Data block:

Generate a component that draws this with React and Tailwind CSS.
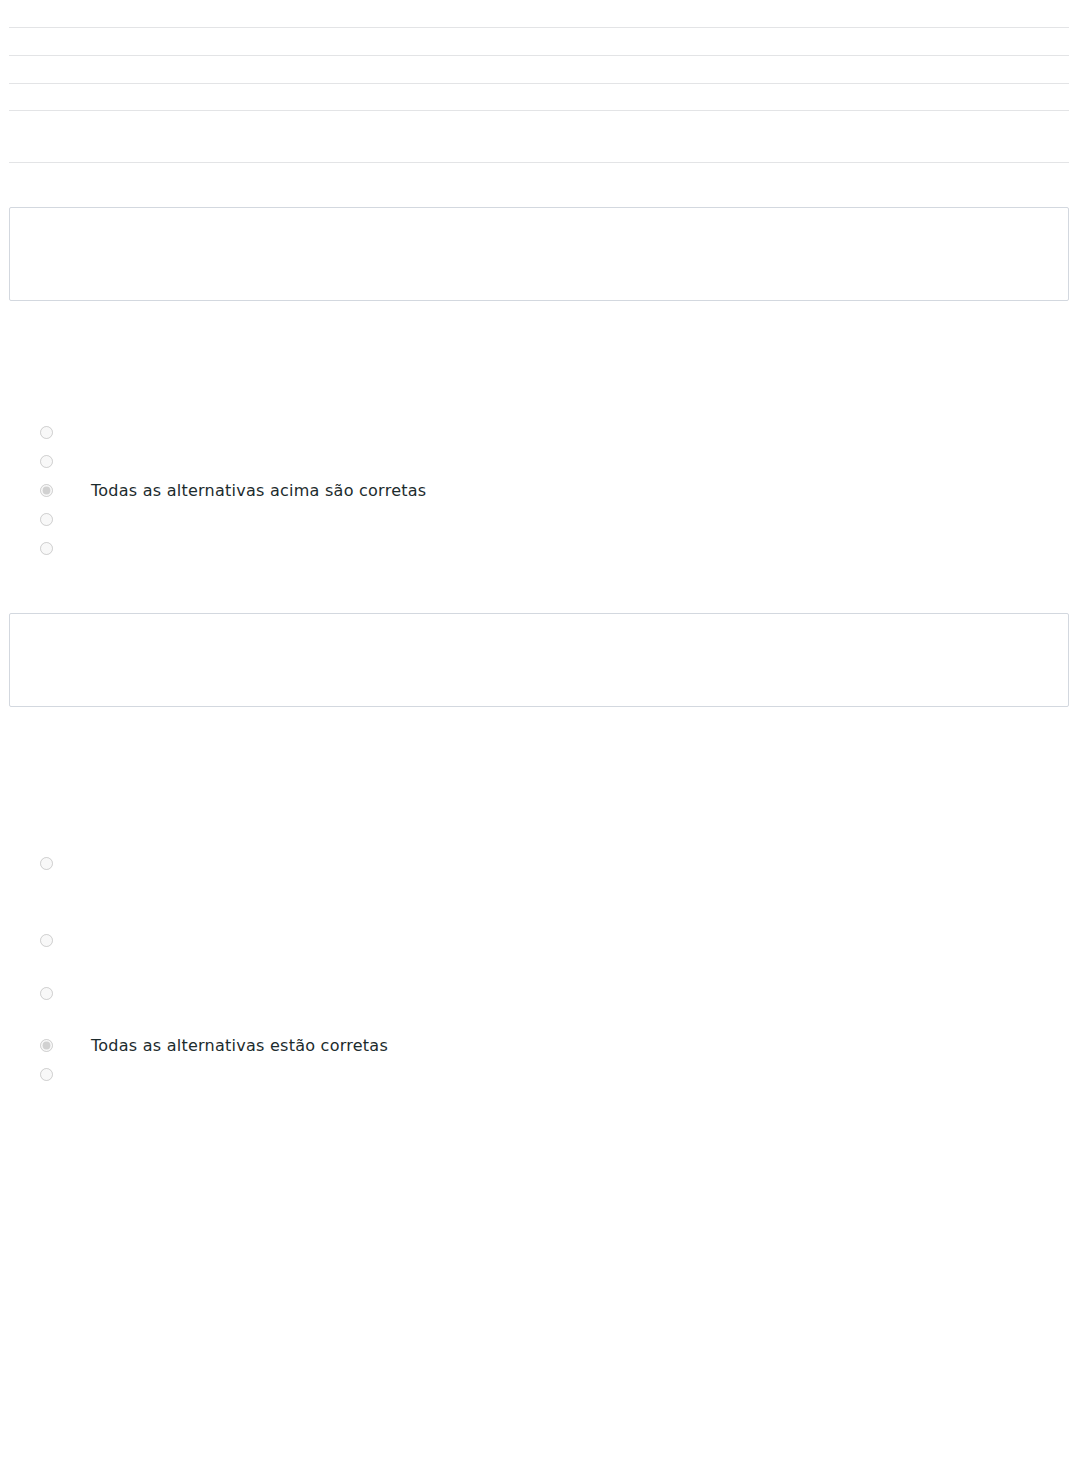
import React from "react";

function Radio({ checked }) {
  return (
    <input
      type="radio"
      disabled
      defaultChecked={checked}
      className="m-0 w-[13px] h-[13px] shrink-0"
    />
  );
}

function Row({ h, checked, text }) {
  return (
    <div className={`flex items-start ${h}`}>
      <div className="w-[82px] shrink-0 flex pt-[8px] pl-[31px]">
        <Radio checked={checked} />
      </div>
      {text ? (
        <span className="text-[16px] leading-[29px] tracking-[0.25px] text-[#1c2b2d] font-['DejaVu_Sans',sans-serif]">
          {text}
        </span>
      ) : null}
    </div>
  );
}

export default function App() {
  return (
    <div className="bg-white min-h-[1481px] px-[9px] font-['DejaVu_Sans',sans-serif]">
      <div className="h-[27px]" />
      <div className="h-[28px] border-t border-[#e3e4e6]" />
      <div className="h-[28px] border-t border-[#e3e4e6]" />
      <div className="h-[27px] border-t border-[#e3e4e6]" />
      <div className="h-[52px] border-t border-[#e3e4e6]" />
      <div className="h-[45px] border-t border-[#e3e4e6]" />

      <div className="h-[94px] border border-[#d3d8df] rounded-[2px]" />

      <div className="h-[117px]" />
      <div className="flex flex-col">
        <Row h="h-[29px]" />
        <Row h="h-[29px]" />
        <Row h="h-[29px]" checked text="Todas as alternativas acima são corretas" />
        <Row h="h-[29px]" />
        <Row h="h-[29px]" />
      </div>

      <div className="h-[50px]" />
      <div className="h-[94px] border border-[#d3d8df] rounded-[2px]" />

      <div className="h-[142px]" />
      <div className="flex flex-col">
        <Row h="h-[77px]" />
        <Row h="h-[53px]" />
        <Row h="h-[52px]" />
        <Row h="h-[29px]" checked text="Todas as alternativas estão corretas" />
        <Row h="h-[29px]" />
      </div>
    </div>
  );
}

Short exercise:
Which lines of the data include "React"? Copy each of them.

Written response:
Generate a component that draws this with React and Tailwind CSS.
import React from "react";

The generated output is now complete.